Where can technological innovation improve patient care and what are patient groups doing to support this?

When I look at what communities of patients are experiencing, I see four distinct categories. 

The first category relates to our transactional interactions with the system – booking appointments, letters, referrals, test results, etc. Patients develop ways of trying to hang on to things in a way that makes sense to them, and patient groups and organisations do important work in this space, helping to improve the transactional interactions we have with the system. Patients clearly need and want these interactions to improve. This is an area that every other sector in society, apart from health, has modernised.
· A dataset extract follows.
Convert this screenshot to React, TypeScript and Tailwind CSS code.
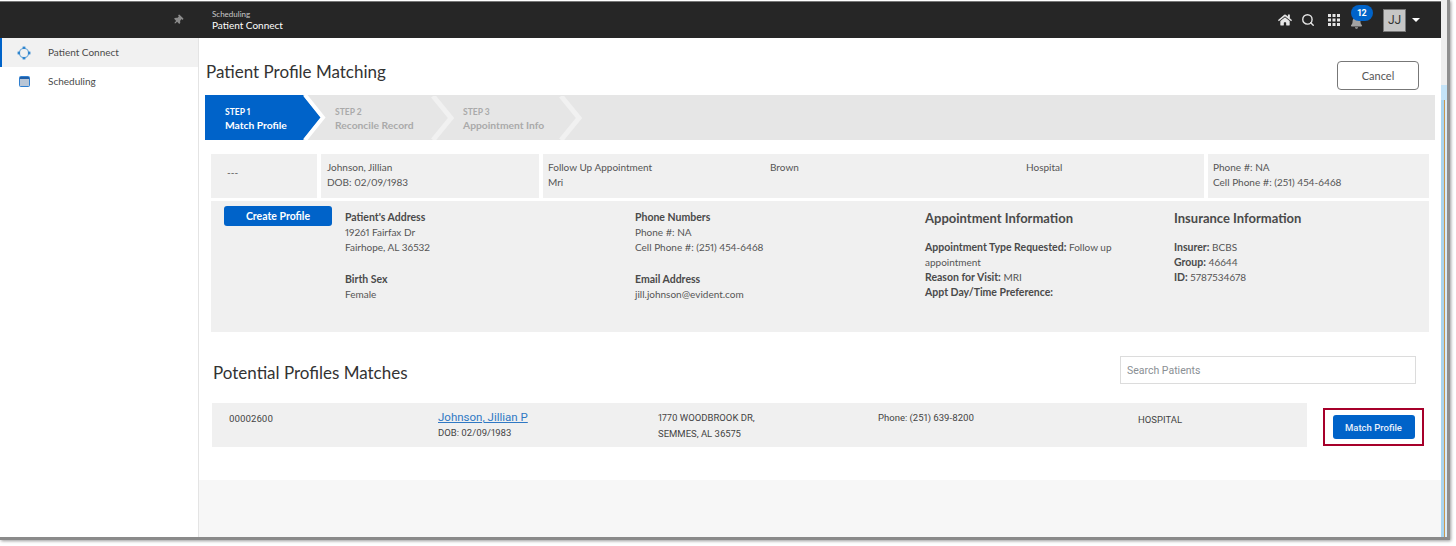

Even local councils, which have been cash-strapped for the last ten or so years, have modernised their interactions with people and digitalised many of their systems.

The second category is about care coordination. Once you’ve got your appointment, wouldn’t it be great if the person in front of you knew all the relevant information about you? As well as talking to you about your diabetes, they are aware of the fact that you have COPD, depression or asthma, they know about possible drug interactions and they can see you’ve been waiting for a test result or a referral. As patients, we don’t want to have to constantly repeat everything. Care coordination is one area where technology and digitisation have a massive contribution to make. Some patient charities are working in this space, but there is a problem if their innovations don’t interface with NHS systems, so there’s a limit to what patient organisations can do on their own without the NHS working in more integrated ways too. 

The third area patients have an interest in is self-care. In chronic condition management, most of the work happens when you are not with the health care professional. There’s a lot that could be done with technology in terms of self-care, whether that’s tracking symptoms and side-effects, or keeping on top of medications. Self-care also means emotional support and there’s a lot of innovation in this area, including charities working on technologically enabled peer support models. 

The final category goes beyond ‘me and my care’ to ‘me and the system’. Patients have an interest in data being used to improve services and deal with unwarranted variations. NHS services are often unaware of what the data they generate could tell them. Some patient organisations use data and surveillance tools to understand what’s going on and play that back to the system. Sometimes it takes people with a very vested interest in these outcomes to say, ‘There’s something you should know about the quality of diabetes care you deliver here and how up the road they do it three times better because they have a decent foot care team’. 

What lessons can be learned from the work patient groups have done so far?

Initially, some charities looked at developing digital tools that would help a person with high blood pressure to monitor their symptoms or help someone with irritable bowel syndrome to record what works in managing their condition. But what they found was that these innovations are of little value if they aren’t connected into GP or other NHS systems. Technological innovation needs to happen alongside pathway and patient record redesign, and that becomes complicated. That’s one of the lessons charities have learned. 

Another thing that’s surfaced in conversations is that the way an innovator thinks in the commercial sector is, ‘I’m not trying to do something for everyone, I’m trying to do something for this very small cohort of people who are digitally empowered and self-motivated’ and that can be uncomfortable for charities. I think if we want to make progress with developing technologically enabled support, we have to be comfortable with the fact that different products will work for different people. It’s vital that we stay very focused on the inequalities angle, and actively use technology to address disadvantage, but we shouldn’t start from the assumption that if a peer support offer doesn’t work for every single person then it’s not a good peer support offer. 

At National Voices, we’re starting to work on capturing more learning in our sector. We’re asking our members to tell us about innovation, especially in the digital space, so we can bring that together and understand what the trends are and what seems to be working.